KNOWING WHEN TO STOP: In London, Sam Wallace wrote “time and again, Everton were invited to make savings, rein in costs and — put simply — stop burning through cash by a Premier League that was keen the club did not break the financial rules that govern its 20 members.” The problem is, as last week’s judgement laid out, Everton, and their owner Farhad Moshiri, “just did not know how to stop.” Accommodations “were made, deadlines set, but the spending never ceased.” Never has it “been clearer” that the EPL has to “attack quickly with its power of governance, rather than try to defend its rules retrospectively — for the good of the habitual offenders as well as the rest.” Everton are “by no means the only ones at risk.” The allegations emerging from Chelsea under the Roman Abramovich regime, “of payments made to agents off the books, and much of it unknown to the current ownership,” looks like it “could be the Premier League’s latest governance nightmare.” It could “hardly be any worse” than Manchester City’s 115 charges, some of which “date back to the 2009-10 season.” The EPL is “not the NFL,” which is 32 franchises combined as one legal entity with “no relegation and the power invested in the league to control competitive advantage.” Neither is an independent regulator “any guarantee against another club repeating the mistakes of Everton” (London TELEGRAPH, 11/19).
DREAMS MONEY CAN’T BUY: In London, Jonathan Northcroft noted some of the many ways in which Everton sought to justify the breach were “remarkable,” and the way the club “tested the patience of the commission — which had to wade through 40,000 documents — is seen in the judgment’s rather peeved and non-legal language in places.” The reason Everton were “sailing close to the wind in the first place lay in the extraordinary investment that Moshiri made in chasing success at the start of his ownership.” He has spent $936M “since taking control in February 2016,” with by far the “biggest chunk going on transfers, wages, coaching changes, and associated fees.” Within Everton’s “proud and fiery fan base there is understandable consternation that their club, their littler and less-litigious club, is the first and only club to be punished this way” — and for a single breach, when Manchester City — into whom investigations began in 2019 — have been charged with 115 breaches and “yet are said to be at least two years away from facing judgment” (London TIMES, 11/19).
UNWELCOME FIRST: THE ATHLETIC’s Matt Slater writes the scale of Everton’s punishment is “unprecedented” and the “threat of litigation from other clubs could again take Everton into uncharted territory.” These are “potentially more unwelcome firsts for a club with a history as rich as Everton’s.” Yet that is “where the wealth ends these days,” as Moshiri put them up for sale last year. His agreement with American private investment firm 777 Partners is “subject to regulatory approval,” and two months into that process, there is “uncertainty only adding to the nerves about what is next for this club.” The longer it goes on, the “more questions are raised about 777’s ability to pull off a rescue.” 777 wants the club because it “knows it could leverage the value in the new stadium to fund not just Everton’s rebuild” but the “various turnaround projects it has taken on at other clubs.” This means the stadium, where the budget for the project has “unsurprisingly swollen” from $624M to $948.9M, is “not the millstone that some seem to think is dragging Everton down.” It is the “lifejacket keeping them afloat.” But the “tragedy for Everton” is they become “tenants of the building which was meant to transform their fortunes, not those of a bank, billionaire or investment fund” (THE ATHLETIC, 11/20).

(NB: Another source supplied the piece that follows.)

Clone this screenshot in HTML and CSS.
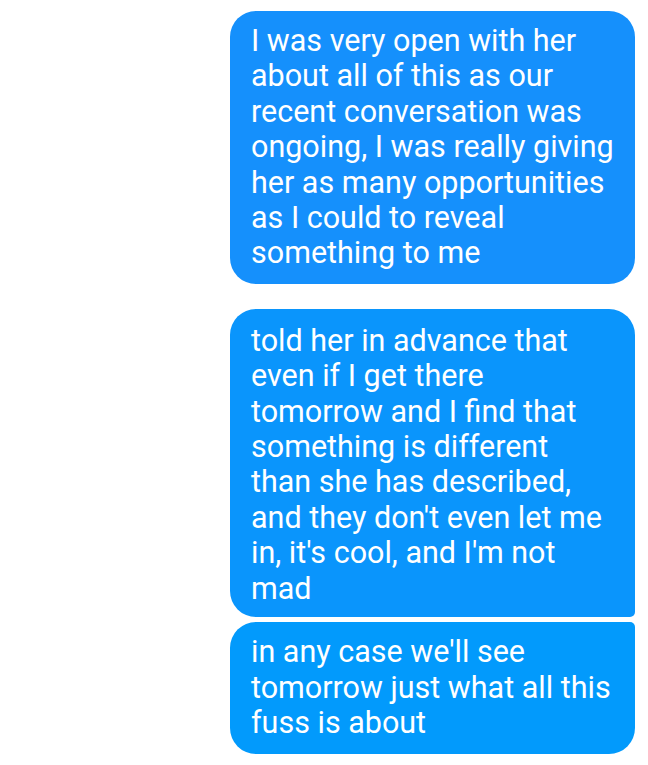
FILE: index.html
```html
<!DOCTYPE html>
<html>
<head>
<meta charset="utf-8">
<link rel="stylesheet" href="styles.css">
</head>
<body>
<div class="thread">
  <div class="bubble first solo">I was very open with her about all of this as our recent conversation was ongoing, I was really giving her as many opportunities as I could to reveal something to me</div>
  <div class="group">
    <div class="bubble top second">told her in advance that even if I get there tomorrow and I find that something is different than she has described, and they don't even let me in, it's cool, and I'm not mad</div>
    <div class="bubble bottom third">in any case we'll see tomorrow just what all this fuss is about</div>
  </div>
</div>
</body>
</html>
```
FILE: styles.css
```css
html, body {
  margin: 0;
  padding: 0;
  background: #ffffff;
}
.thread {
  display: flex;
  flex-direction: column;
  align-items: flex-end;
  padding: 11px 13px 0 0;
  gap: 25px;
}
.group {
  display: flex;
  flex-direction: column;
  gap: 5px;
}
.bubble {
  box-sizing: border-box;
  width: 405px;
  padding: 12px 20.5px 13px 21px;
  font-family: Roboto, "Noto Sans", sans-serif;
  font-size: 30.5px;
  line-height: 35.4px;
  color: #ffffff;
  border-radius: 26px;
}
.second { padding-top: 14px; padding-bottom: 11px; }
.third { padding-bottom: 14px; }
.first { background: #1590fc; }
.second { background: #0a95fc; }
.third { background: #029afc; }
.top { border-bottom-right-radius: 5px; }
.bottom { border-top-right-radius: 5px; }
```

APPEAL LOADING: In London, Paul Joyce writes Everton’s next set of accounts “will come under fresh scrutiny” after the EPL confirmed that clubs “can be punished for breaching profit and sustainability rules in consecutive seasons.” The club is “expected to formally submit an appeal” this week against their ten-point deduction for “failing to adhere to the top flight’s spending regulations.” The next three-year period “will take into account the final two years of the previous assessment, plus the latest year.” Everton’s losses in 2021 were $150.9M and $55.8M in 2022, “so a strong set of results for the latest 12 months would appear to be imperative, to stop them again breaching the limit over three years.” The appeal against the commission’s judgment “will be heard, and concluded, by a new panel before the end of this season, although no new evidence is permissible” (London TIMES, 11/20).